Como resulta natural, se trató de matizar el fracaso —y la profunda humillación— que la academia había sufrido anunciando la sala anexa como solamente eso: un detalle adicional que enriquecería lo que realmente valía la pena apreciar. Sin embargo, la primera edición del Salon de Refusés fue el centro de la atención de todo el mundo. Incluso los críticos más conservadores de la época se aparecieron por ahí: algunos con recelo, otros por no manchar su nombre en el medio, y un número considerable por verdadero interés. Todos los que consideramos hoy como los grandes maestros del impresionismo tuvieron un espacio en la sala de los rechazados: Pissarro, McNiell Whistler, Corot e incluso los primeros destellos de Monet vieron sus obras más recientes colgadas ahí, ante los ojos de las grandes audiencias del arte europeo. Gracias a la notable aceptación que esta selección alternativa tuvo, la crítica finalmente desistió en sus intentos puristas y reconoció a la creciente vanguardia como un movimiento con, por lo menos, presencia en su contemporaneidad.
Como es natural, las siguientes ediciones de esta misma exposición quisieron integrar nuevamente el Salon de Refusés como una parte más de la muestra. Sin embargo, los impresionistas más comprometidos con el sentido original del movimiento —es decir: la inconformidad ante la rigurosidad ridícula de la academia, la intención experimental de apuntar a nuevos horizontes estéticos, etc.— vieron esto como una versión desvirtuada de la victoria inicial sobre los estándares conservadores. Era, en realidad, una manera de atraer al mismo número de visitantes que en la primera ocasión: un refrito, un fraude, y así no tenía ningún sentido para ellos.
A pesar del carácter divergente de los primeros años del impresionismo, es cierto que el Salon de Refusés trajo una luz sobre ellos que no habían podido conseguir por su cuenta. A fin de cuentas, antes de ser expuestos eran considerados como artistas incompletos, insuficientes, incompetentes. El espacio en la exposición de 1863 desdibujó esas líneas absurdas con las que la crítica los había limitado, y a partir de entonces fueron, por lo menos, reconocidos: el tratamiento de la luz fue progresivamente más aceptado como una técnica por sí misma, y no tanto como un intento experimental fallido o el resultado de un realismo mal logrado.
La oleada de aceptación a esta nueva corriente trajo consigo, sin embargo, sentimientos encontrados entre la bohemia: si bien podía entenderse como una desvirtualización del espíritu divergente, también le dio su propio carácter al movimiento.
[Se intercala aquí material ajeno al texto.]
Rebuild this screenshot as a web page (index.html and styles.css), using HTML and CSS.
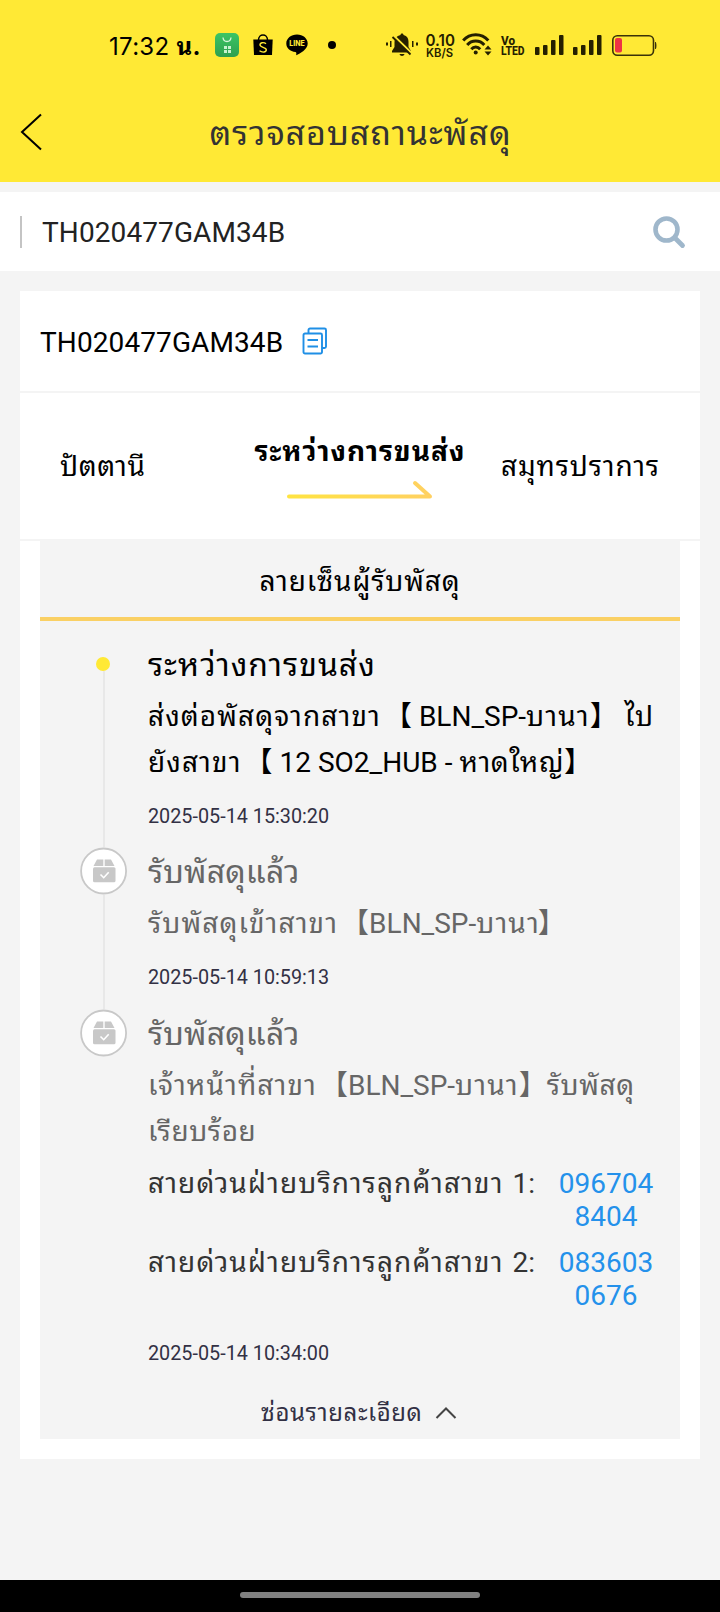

Se empezaron a definir más formalmente los principios y características del impresionismo, y a moldear las bases que sostienen a las que hoy continúan como obras icónicas. La atención se centró, sin duda, en el nuevo tratamiento de la luz: uno que no representase la realidad como es, sino como aparece ante los ojos del artista.
A pesar de todo, Manet no estuvo de acuerdo. Fue un artista que siempre quiso mantener su individualidad, sin ataduras que restringiesen su capacidad creativa. Así fue como decidió desapegarse a «la dictadura de la luz», como él mismo la llamó, y seguir su propio camino estético: sin compromisos, sin restricciones técnicas ni estilísticas, y con ese mismo ímpetu innovador con el que presentó -Déjeuner sur l’Herbe ante los ojos conservadores de personas que no pueden ver más allá de lo contemporáneo.